-- Directive --
Only the number is wanted: count the lines in the data with "React" in them.

-- Data extract --
◆ ◆ ◆
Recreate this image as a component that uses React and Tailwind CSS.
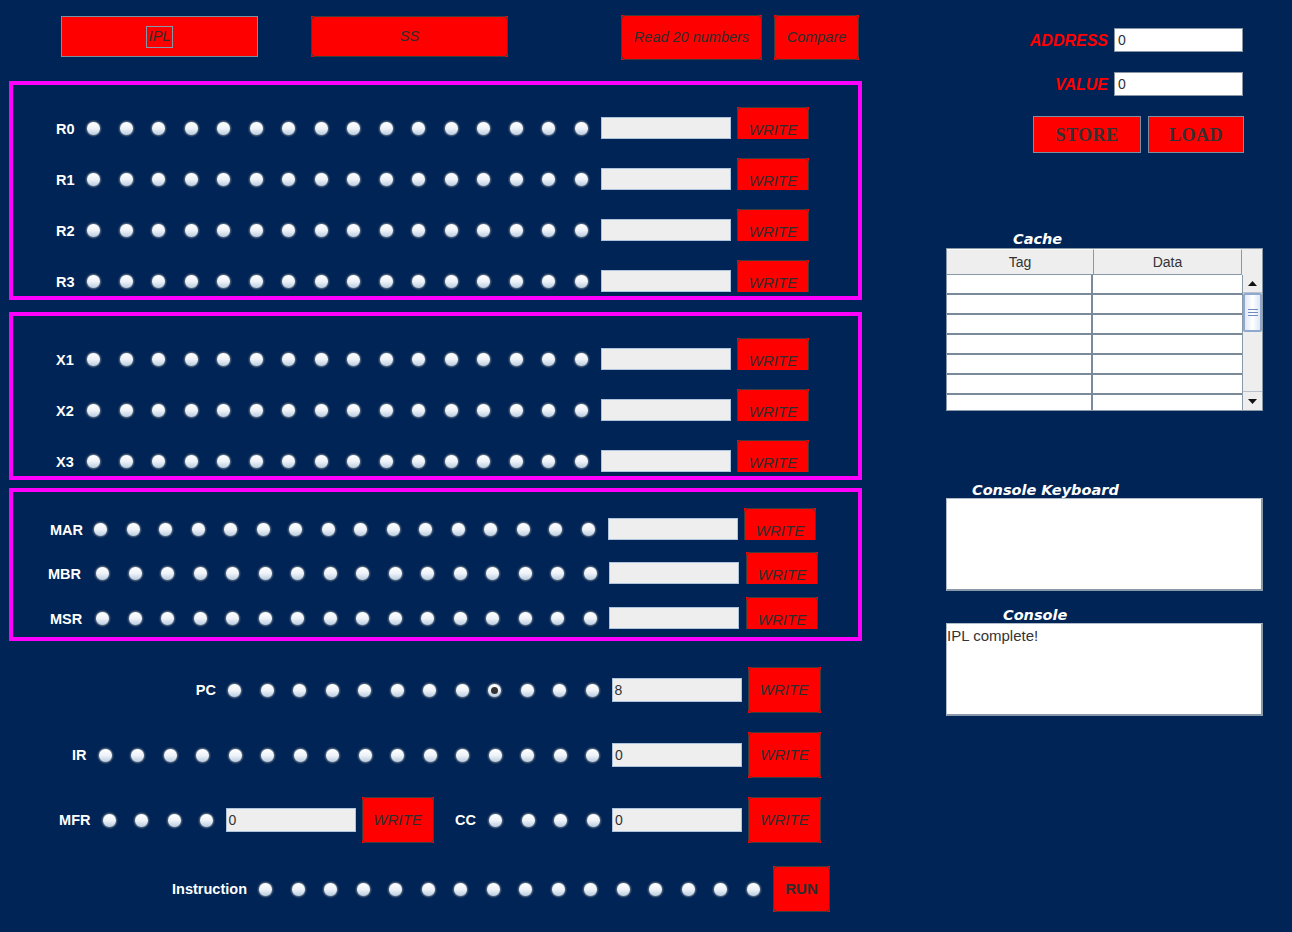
import React from "react";

const BG = "bg-[#002456]";

function Radio({ on }) {
  return (
    <span className="flex h-[15px] w-[15px] shrink-0 items-center justify-center rounded-full border border-[#56687d] bg-linear-to-b from-white via-[#eef3f9] to-[#b9cbe0] shadow-[0_0_0_1px_rgba(90,105,125,0.35)]">
      {on && <span className="h-[7px] w-[7px] rounded-full bg-[#333333]" />}
    </span>
  );
}

function Radios({ count, selected = -1 }) {
  return (
    <div className="flex shrink-0 items-center gap-[17.5px]">
      {Array.from({ length: count }).map((_, i) => (
        <Radio key={i} on={i === selected} />
      ))}
    </div>
  );
}

function Field({ value = "", className = "" }) {
  return (
    <div className={`flex shrink-0 items-center border border-[#adc4dc] bg-[#eeeeee] pl-[2px] text-[14px] text-[#333333] ${className}`}>
      {value}
    </div>
  );
}

function RedBtn({ className = "", children }) {
  return (
    <div className={`shrink-0 bg-[#ff0000] ${className}`}>
      <div className="flex h-full w-full items-center justify-center rounded-[4px] border border-[#3c3c3c]">
        {children}
      </div>
    </div>
  );
}

function ClippedWrite({ className = "" }) {
  return (
    <div className={`h-[32px] shrink-0 overflow-hidden bg-[#ff0000] ${className}`}>
      <div className="flex h-[46px] items-center justify-center rounded-[4px] border border-[#3c3c3c] text-[15px] italic text-[#2e2e2e]">
        WRITE
      </div>
    </div>
  );
}

function BoxRow({ label, pl, labelW, fieldMl = "ml-[12.5px]", btnMl = "ml-[6px]" }) {
  return (
    <div className="flex h-[32px] items-end" style={{ paddingLeft: pl }}>
      <div className="flex h-[22px] shrink-0 items-center pt-[3px] text-[14.5px] font-bold text-white" style={{ width: labelW }}>
        {label}
      </div>
      <div className="flex h-[22px] items-center">
        <Radios count={16} />
      </div>
      <Field className={`h-[22px] w-[130px] ${fieldMl}`} />
      <ClippedWrite className={`w-[72px] ${btnMl}`} />
    </div>
  );
}

function Label({ children, w, pr = "pr-[11px]" }) {
  return (
    <div className={`flex shrink-0 justify-end pt-[2px] text-[14.5px] font-bold text-white ${pr}`} style={{ width: w }}>
      {children}
    </div>
  );
}

function BigWrite({ className = "" }) {
  return (
    <RedBtn className={`h-[46px] ${className}`}>
      <span className="text-[15px] italic text-[#2e2e2e]">WRITE</span>
    </RedBtn>
  );
}

function Arrow({ down }) {
  return (
    <svg width="9" height="5" viewBox="0 0 9 5">
      <polygon points={down ? "0,0 9,0 4.5,5" : "4.5,0 9,5 0,5"} fill="#111" />
    </svg>
  );
}

function CacheTable() {
  return (
    <div className="flex h-[163px] w-[317px] flex-col overflow-hidden border border-[#8a99a8] bg-white">
      <div className="flex h-[26px] shrink-0 bg-[#eeeeee] text-[14px] text-[#333333]">
        <div className="flex w-[147px] items-center justify-center border-r border-b border-[#8a99a8] border-t border-t-white">Tag</div>
        <div className="flex w-[148px] items-center justify-center border-r border-b border-[#8a99a8] border-t border-t-white">Data</div>
        <div className="flex-1" />
      </div>
      <div className="flex flex-1 overflow-hidden">
        <div className="flex w-[295px] flex-col overflow-hidden">
          {Array.from({ length: 7 }).map((_, i) => (
            <div key={i} className="flex h-[20px] shrink-0 border-b-2 border-[#7a8a99]">
              <div className="w-[146px] border-r-2 border-[#7a8a99]" />
              <div className="flex-1" />
            </div>
          ))}
        </div>
        <div className="flex w-[20px] flex-col border-l border-[#8a99a8] bg-[#eeeeee]">
          <div className="flex h-[18px] items-center justify-center border-b border-[#b8c2cc]">
            <Arrow />
          </div>
          <div className="flex h-[39px] flex-col items-center justify-center gap-[2px] rounded-[2px] border-2 border-[#8fa8cf] bg-linear-to-r from-[#dfe8f5] via-white to-[#dfe8f5]">
            <span className="h-px w-[10px] bg-[#6f8bbf]" />
            <span className="h-px w-[10px] bg-[#6f8bbf]" />
            <span className="h-px w-[10px] bg-[#6f8bbf]" />
          </div>
          <div className="flex-1" />
          <div className="flex h-[19px] items-center justify-center border-t border-[#b8c2cc]">
            <Arrow down />
          </div>
        </div>
      </div>
    </div>
  );
}

export default function App() {
  return (
    <div className={`flex h-[932px] w-[1292px] overflow-hidden ${BG} font-['Liberation_Sans',sans-serif]`}>
      {/* left side */}
      <div className="flex w-[870px] shrink-0 flex-col">
        <div className="mt-[15px] flex h-[45px] items-start">
          <div className="ml-[61px] mt-[1px] flex h-[41px] w-[197px] items-center justify-center border border-[#7d8ea0] bg-[#ff0000]">
            <span className="flex h-[22px] items-center border border-[#8797aa] px-[2px] text-[14.5px] italic text-[#2e2e2e]">IPL</span>
          </div>
          <RedBtn className="ml-[53px] mt-[1px] h-[41px] w-[197px]">
            <span className="text-[14.5px] italic text-[#2e2e2e]">SS</span>
          </RedBtn>
          <RedBtn className="ml-[113px] h-[45px] w-[141px]">
            <span className="text-[14.5px] italic text-[#2e2e2e]">Read 20 numbers</span>
          </RedBtn>
          <RedBtn className="ml-[12px] h-[45px] w-[85px]">
            <span className="text-[14.5px] italic text-[#2e2e2e]">Compare</span>
          </RedBtn>
        </div>

        <div className="ml-[9px] mt-[21px] flex h-[219px] w-[853px] flex-col gap-[19px] border-4 border-[#ff00ff] pt-[22px]">
          {["R0", "R1", "R2", "R3"].map((r) => (
            <BoxRow key={r} label={r} pl="43px" labelW="30px" />
          ))}
        </div>

        <div className="ml-[9px] mt-[12px] flex h-[168px] w-[853px] flex-col gap-[19px] border-4 border-[#ff00ff] pt-[22px]">
          {["X1", "X2", "X3"].map((r) => (
            <BoxRow key={r} label={r} pl="43px" labelW="30px" />
          ))}
        </div>

        <div className="ml-[9px] mt-[8px] flex h-[153px] w-[853px] flex-col border-4 border-[#ff00ff] pt-[16px]">
          <BoxRow label="MAR" pl="37px" labelW="43px" />
          <div className="mt-[12px]">
            <BoxRow label="MBR" pl="35px" labelW="47px" fieldMl="ml-[11.5px]" btnMl="ml-[7px]" />
          </div>
          <div className="mt-[13px]">
            <BoxRow label="MSR" pl="37px" labelW="45px" fieldMl="ml-[11.5px]" btnMl="ml-[7px]" />
          </div>
        </div>

        <div className="mt-[26px] flex h-[46px] items-center">
          <Label w="227px">PC</Label>
          <Radios count={12} selected={8} />
          <Field value="8" className="ml-[12px] h-[24px] w-[130px]" />
          <BigWrite className="ml-[6px] w-[73px]" />
        </div>

        <div className="mt-[19px] flex h-[46px] items-center">
          <Label w="97.5px">IR</Label>
          <Radios count={16} />
          <Field value="0" className="ml-[12px] h-[24px] w-[130px]" />
          <BigWrite className="ml-[6px] w-[73px]" />
        </div>

        <div className="mt-[19px] flex h-[46px] items-center">
          <Label w="101.5px">MFR</Label>
          <Radios count={4} />
          <Field value="0" className="ml-[11.5px] h-[24px] w-[130px]" />
          <BigWrite className="ml-[6px] w-[72px]" />
          <Label w="54.5px" pr="pr-[12px]">CC</Label>
          <Radios count={4} />
          <Field value="0" className="ml-[11.5px] h-[24px] w-[130px]" />
          <BigWrite className="ml-[6px] w-[73px]" />
        </div>

        <div className="mt-[23px] flex h-[46px] items-center">
          <Label w="258px">Instruction</Label>
          <Radios count={16} />
          <RedBtn className="ml-[12.5px] h-[46px] w-[57px]">
            <span className="text-[15px] font-bold text-[#2e2e2e]">RUN</span>
          </RedBtn>
        </div>
      </div>

      {/* right side */}
      <div className="ml-[76px] flex w-[317px] shrink-0 flex-col">
        <div className="mt-[28px] flex h-[24px] items-center justify-end pr-[20px]">
          <span className="mr-[6px] pt-[2px] text-[16px] font-bold italic text-[#ff0000]">ADDRESS</span>
          <div className="flex h-[24px] w-[129px] items-center border border-[#8795a5] bg-white pl-[3px] text-[14px] text-[#333333]">0</div>
        </div>
        <div className="mt-[20px] flex h-[24px] items-center justify-end pr-[20px]">
          <span className="mr-[6px] pt-[2px] text-[16px] font-bold italic text-[#ff0000]">VALUE</span>
          <div className="flex h-[24px] w-[129px] items-center border border-[#8795a5] bg-white pl-[3px] text-[14px] text-[#333333]">0</div>
        </div>
        <div className="mt-[20px] flex h-[37px] pl-[87px]">
          <div className="flex w-[108px] items-center justify-center border border-[#7d8ea0] bg-[#ff0000] pt-[2px] font-['Liberation_Serif',serif] text-[18px] font-bold tracking-[0.5px] text-[#333333]">
            STORE
          </div>
          <div className="ml-[7px] flex w-[96px] items-center justify-center border border-[#7d8ea0] bg-[#ff0000] pt-[2px] font-['Liberation_Serif',serif] text-[18px] font-bold tracking-[0.5px] text-[#333333]">
            LOAD
          </div>
        </div>

        <div className="mt-[78px] h-[16px] pl-[67px] font-['DejaVu_Sans',sans-serif] text-[14.5px] leading-[16px] font-bold italic text-white">
          Cache
        </div>
        <div className="mt-[1px]">
          <CacheTable />
        </div>

        <div className="mt-[71px] h-[16px] pl-[26px] font-['DejaVu_Sans',sans-serif] text-[14.5px] leading-[16px] font-bold italic text-white">
          Console Keyboard
        </div>
        <div className="h-[93px] w-[317px] border border-[#b0bcc8] border-r-2 border-b-2 border-r-[#8a99a8] border-b-[#8a99a8] bg-white" />

        <div className="mt-[16px] h-[16px] pl-[57px] font-['DejaVu_Sans',sans-serif] text-[14.5px] leading-[16px] font-bold italic text-white">
          Console
        </div>
        <div className="h-[93px] w-[317px] border border-[#b0bcc8] border-r-2 border-b-2 border-r-[#8a99a8] border-b-[#8a99a8] bg-white pt-[3px] text-[15px] leading-[18px] text-[#333333]">
          IPL complete!
        </div>
      </div>
    </div>
  );
}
◆ ◆ ◆
-- Expected answer --
2